## Task instructions:
Copy each line of the material below that includes the string "React".

#### Information shown ####

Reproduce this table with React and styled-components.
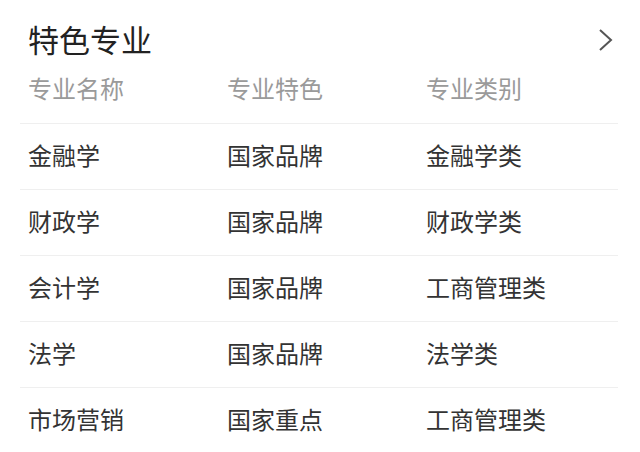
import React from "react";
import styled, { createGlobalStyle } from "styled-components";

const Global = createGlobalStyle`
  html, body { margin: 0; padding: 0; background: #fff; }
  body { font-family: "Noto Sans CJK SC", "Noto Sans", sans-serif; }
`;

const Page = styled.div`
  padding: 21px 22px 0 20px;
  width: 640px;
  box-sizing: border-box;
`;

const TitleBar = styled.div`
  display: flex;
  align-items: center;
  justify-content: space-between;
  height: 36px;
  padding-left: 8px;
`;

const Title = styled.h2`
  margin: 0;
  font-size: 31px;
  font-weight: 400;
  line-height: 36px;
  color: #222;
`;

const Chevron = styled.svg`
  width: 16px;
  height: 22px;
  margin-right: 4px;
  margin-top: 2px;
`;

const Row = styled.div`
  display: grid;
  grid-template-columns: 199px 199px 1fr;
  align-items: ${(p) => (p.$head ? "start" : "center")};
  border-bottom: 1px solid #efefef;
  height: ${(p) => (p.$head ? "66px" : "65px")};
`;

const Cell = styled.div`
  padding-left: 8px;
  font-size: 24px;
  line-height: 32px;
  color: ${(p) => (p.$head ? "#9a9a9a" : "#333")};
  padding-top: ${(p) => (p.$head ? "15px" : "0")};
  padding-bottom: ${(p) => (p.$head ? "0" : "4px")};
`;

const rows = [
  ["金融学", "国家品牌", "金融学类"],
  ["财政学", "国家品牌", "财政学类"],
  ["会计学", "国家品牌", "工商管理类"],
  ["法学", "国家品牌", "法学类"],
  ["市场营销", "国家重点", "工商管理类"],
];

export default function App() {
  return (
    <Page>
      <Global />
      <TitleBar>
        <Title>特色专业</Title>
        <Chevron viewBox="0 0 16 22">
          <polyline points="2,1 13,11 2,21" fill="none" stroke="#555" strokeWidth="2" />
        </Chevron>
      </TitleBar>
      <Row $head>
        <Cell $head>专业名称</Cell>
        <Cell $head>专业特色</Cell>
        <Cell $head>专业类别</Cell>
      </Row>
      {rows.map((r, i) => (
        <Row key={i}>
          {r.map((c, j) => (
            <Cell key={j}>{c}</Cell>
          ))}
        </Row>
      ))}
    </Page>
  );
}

####

## Answer to the exercise:
Reproduce this table with React and styled-components.
import React from "react";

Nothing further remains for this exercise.